Les raisons de s’alarmer ne manquent pas néanmoins. Elon Musk, l’homme le plus riche du monde, devenu proche conseiller du milliardaire américain, multiplie les menaces contre les démocraties européennes, dont l’Allemagne, à la veille d’élections cruciales.
Mais là encore, Bruxelles a choisi de faire le gros dos et de temporiser, avant de savoir ce que Donald Trump fera vraiment une fois au pouvoir, expliqué un diplomate européen.
« Une des leçons du premier mandat du président Trump, c’est qu’il ne faut pas réagir à tout, beaucoup de choses sont lancées avec comme seul objectif de lancer une discussion qui finalement ne mène pas à grand chose », a lancé le Premier ministre belge Alexander De Croo. Cet attentisme agace néanmoins à Bruxelles et dans certaines capitales.
« Il faut nous réveiller », a lancé mercredi le ministre français des Affaires étrangères Jean-Noël Barrot, appelant la Commission européenne à « agir » face aux menaces représentées par X, le réseau social propriété d’Elon Musk. « Chaque jour, Trump et Musk menacent les démocraties alliées des Etats-Unis (…) L’Europe doit se réveiller. Ou se résoudre au destin de paillasson », a lancé de son côté, sur X, l’eurodéputé français Raphaël Glucksmann.
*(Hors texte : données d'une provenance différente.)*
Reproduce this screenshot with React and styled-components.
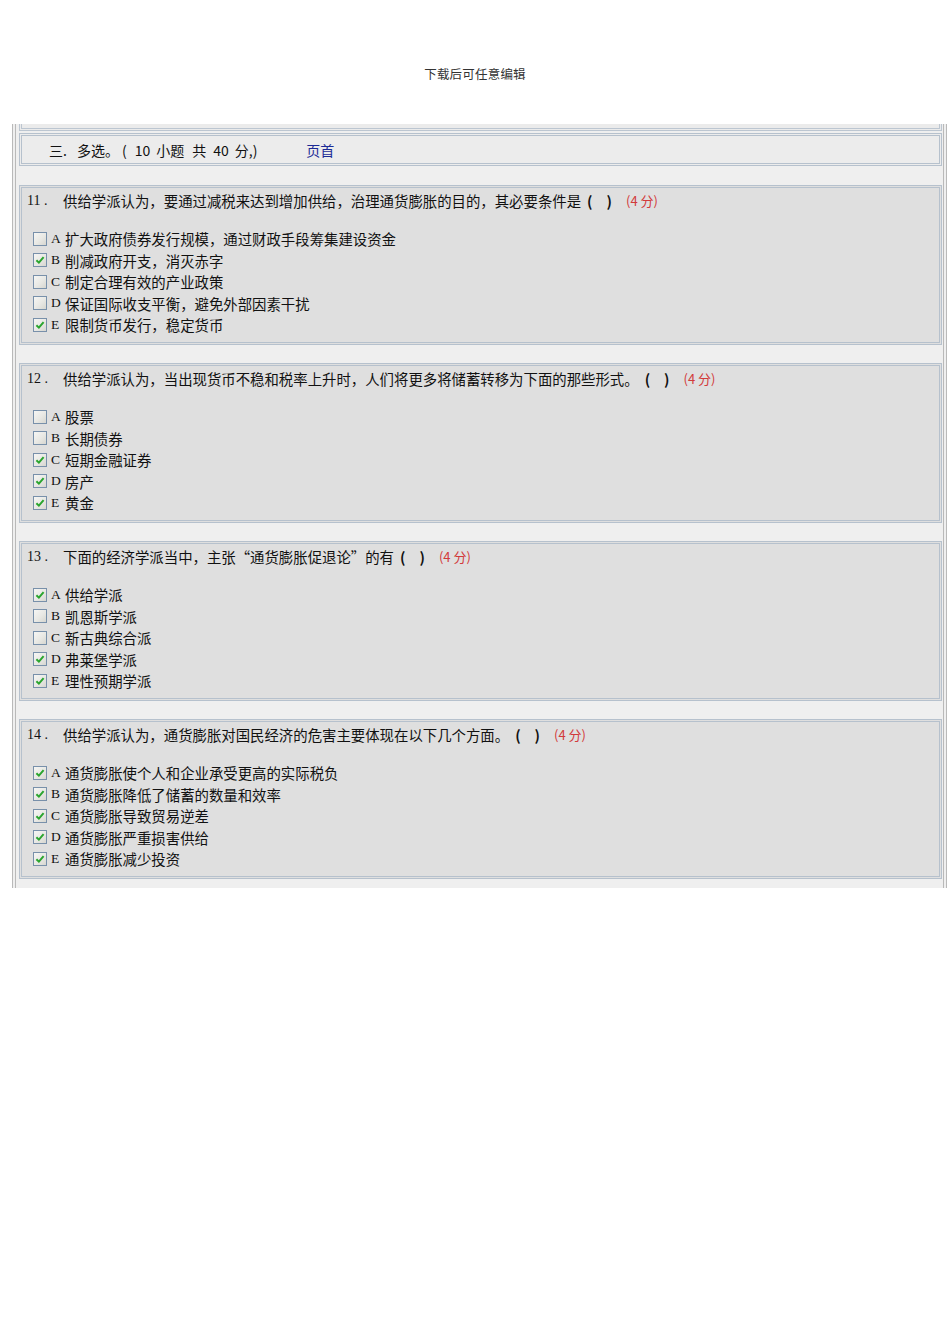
import React from "react";
import styled, { createGlobalStyle } from "styled-components";

const Global = createGlobalStyle`
  html, body { margin: 0; padding: 0; background: #ffffff; }
  body { font-family: "Noto Sans CJK SC", "Noto Sans", sans-serif; color: #111; }
`;

const Page = styled.div`
  width: 950px;
  min-height: 1344px;
  background: #fff;
`;

const Caption = styled.div`
  height: 124px;
  box-sizing: border-box;
  padding-top: 65px;
  text-align: center;
  font-size: 12.5px;
  line-height: 18px;
  color: #333;
  letter-spacing: 0.2px;
`;

const Frame = styled.div`
  margin-left: 12px;
  width: 935px;
  box-sizing: border-box;
  border-left: 4px double #b9b9b9;
  border-right: 4px double #b9b9b9;
  background: #efefef;
  padding: 0 1px 9px 3px;
  display: flex;
  flex-direction: column;
`;

const PrevStrip = styled.div`
  height: 4px;
  background: #ebebeb;
  border: 3px double #bcc6d1;
  border-top: none;
  margin-bottom: 2px;
`;

const Box = styled.div`
  box-sizing: border-box;
  border: 3px double #b6c1cd;
  background: ${(p) => (p.$header ? "#ececec" : "#dfdfdf")};
  margin-top: ${(p) => p.$gap || 0}px;
`;

const HeaderBox = styled(Box)`
  height: 33px;
  display: flex;
  align-items: center;
  padding-left: 27px;
  font-size: 14px;
  white-space: pre;
`;

const Token = styled.span`
  margin-left: ${(p) => p.$ml || 0}px;
  color: ${(p) => (p.$link ? "#1c2b96" : "inherit")};
`;

const QuestionBox = styled(Box)`
  height: 160px;
  padding: 5px 0 0 5px;
`;

const Title = styled.div`
  height: 16px;
  line-height: 16px;
  font-size: 14.4px;
  display: flex;
  align-items: center;
  white-space: pre;
  margin-bottom: 19px;
`;

const Num = styled.span`
  font-family: "Liberation Serif", serif;
  font-size: 14px;
  width: 36px;
  flex: none;
`;

const Paren = styled.span`
  font-weight: 700;
  margin-left: ${(p) => p.$l || 0}px;
  margin-right: ${(p) => p.$r || 0}px;
`;

const Score = styled.span`
  color: #d23a3a;
  font-size: 13px;
  margin-left: 14px;
`;

const OptionList = styled.div`
  display: flex;
  flex-direction: column;
  padding-left: 6px;
`;

const OptionRow = styled.div`
  height: 21.5px;
  display: flex;
  align-items: center;
  font-size: 14.4px;
`;

const Check = styled.span`
  width: 14px;
  height: 14px;
  box-sizing: border-box;
  border: 1px solid #7890aa;
  background: linear-gradient(135deg, #f6f6f4 0%, #e8e8e4 55%, #d6d6d0 100%);
  display: inline-flex;
  align-items: center;
  justify-content: center;
  flex: none;
  margin-right: 4px;
`;

const Letter = styled.span`
  font-family: "Liberation Serif", serif;
  font-size: 13.5px;
  width: 14px;
  flex: none;
`;

const Tick = () => (
  <svg width="10" height="10" viewBox="0 0 10 10">
    <path d="M1.4 5.2 L3.9 7.6 L8.6 2.2" fill="none" stroke="#2aa52e" strokeWidth="2" />
  </svg>
);

const questions = [
  {
    n: "11",
    text: "供给学派认为，要通过减税来达到增加供给，治理通货膨胀的目的，其必要条件是",
    options: [
      ["A", "扩大政府债券发行规模，通过财政手段筹集建设资金", false],
      ["B", "削减政府开支，消灭赤字", true],
      ["C", "制定合理有效的产业政策", false],
      ["D", "保证国际收支平衡，避免外部因素干扰", false],
      ["E", "限制货币发行，稳定货币", true],
    ],
  },
  {
    n: "12",
    text: "供给学派认为，当出现货币不稳和税率上升时，人们将更多将储蓄转移为下面的那些形式。",
    options: [
      ["A", "股票", false],
      ["B", "长期债券", false],
      ["C", "短期金融证券", true],
      ["D", "房产", true],
      ["E", "黄金", true],
    ],
  },
  {
    n: "13",
    text: "下面的经济学派当中，主张“通货膨胀促退论”的有",
    options: [
      ["A", "供给学派", true],
      ["B", "凯恩斯学派", false],
      ["C", "新古典综合派", false],
      ["D", "弗莱堡学派", true],
      ["E", "理性预期学派", true],
    ],
  },
  {
    n: "14",
    text: "供给学派认为，通货膨胀对国民经济的危害主要体现在以下几个方面。",
    options: [
      ["A", "通货膨胀使个人和企业承受更高的实际税负", true],
      ["B", "通货膨胀降低了储蓄的数量和效率", true],
      ["C", "通货膨胀导致贸易逆差", true],
      ["D", "通货膨胀严重损害供给", true],
      ["E", "通货膨胀减少投资", true],
    ],
  },
];

const headerTokens = [
  ["三.", 0],
  ["多选。", 10],
  ["(", 3],
  ["10", 8],
  ["小题", 6],
  ["共", 8],
  ["40", 7],
  ["分,)", 6],
];

export default function App() {
  return (
    <Page>
      <Global />
      <Caption>下载后可任意编辑</Caption>
      <Frame>
        <PrevStrip />
        <HeaderBox $header>
          {headerTokens.map(([t, ml]) => (
            <Token key={t} $ml={ml}>{t}</Token>
          ))}
          <Token $ml={49} $link>页首</Token>
        </HeaderBox>
        {questions.map((q, i) => (
          <QuestionBox key={q.n} $gap={i === 0 ? 19 : 18}>
            <Title>
              <Num>{q.n} .</Num>
              {q.text}
              <Paren $l={6} $r={10}>(</Paren>
              <Paren $l={4}>)</Paren>
              <Score>(4 分)</Score>
            </Title>
            <OptionList>
              {q.options.map(([l, t, c]) => (
                <OptionRow key={l}>
                  <Check>{c && <Tick />}</Check>
                  <Letter>{l}</Letter>
                  {t}
                </OptionRow>
              ))}
            </OptionList>
          </QuestionBox>
        ))}
      </Frame>
    </Page>
  );
}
L’UE a choisi la prudence « par choix et par nécessité », explique Vassilis Ntousas, du centre de réflexion German Marshall Fund. « Par choix, car la priorité de l’UE est clairement d’élaborer un agenda positif d’offres et de demandes pour s’aligner sur l’état d’esprit profondément transactionnel du président élu Trump ».
Et « par nécessité, car l’UE n’est pas entièrement unie et donc manifestement pas préparée à un tel niveau d’imprévisibilité » de la part du futur président américain.
Le Groenland était pourtant l’occasion d’envoyer un « signal de mobilisation » des Européens, car « la seule position de force est à 27 », juge de son côté Elvire Fabry, de l’Institut Jacques Delors. Particulièrement au moment où Donald Trump menace l’Europe de droits de douane.
« Cette stratégie consistant à attendre et voir ne peut pas être une stratégie durable sur le long terme », avertit de son côté Vassilis Ntousas.
Pourtant, l’UE temporise, d’autant plus qu’elle attend avec anxiété ce que Donald Trump va décider sur l’Ukraine. Sans le soutien américain, que le milliardaire américain a menacé d’interrompre, Kiev redoute une défaite sur le champ de bataille ou à la table de négociations. Et reste sceptique sur la capacité des Européens à la soutenir sans l’appui américain.
Le 20 janvier, il s’agira d' »un moment où nous devrons coopérer encore plus, compter encore plus les uns sur les autres et obtenir ensemble des résultats encore plus importants », a réaffirmé jeudi à Ramstein en Allemagne le président ukrainien Volodymyr Zelensky.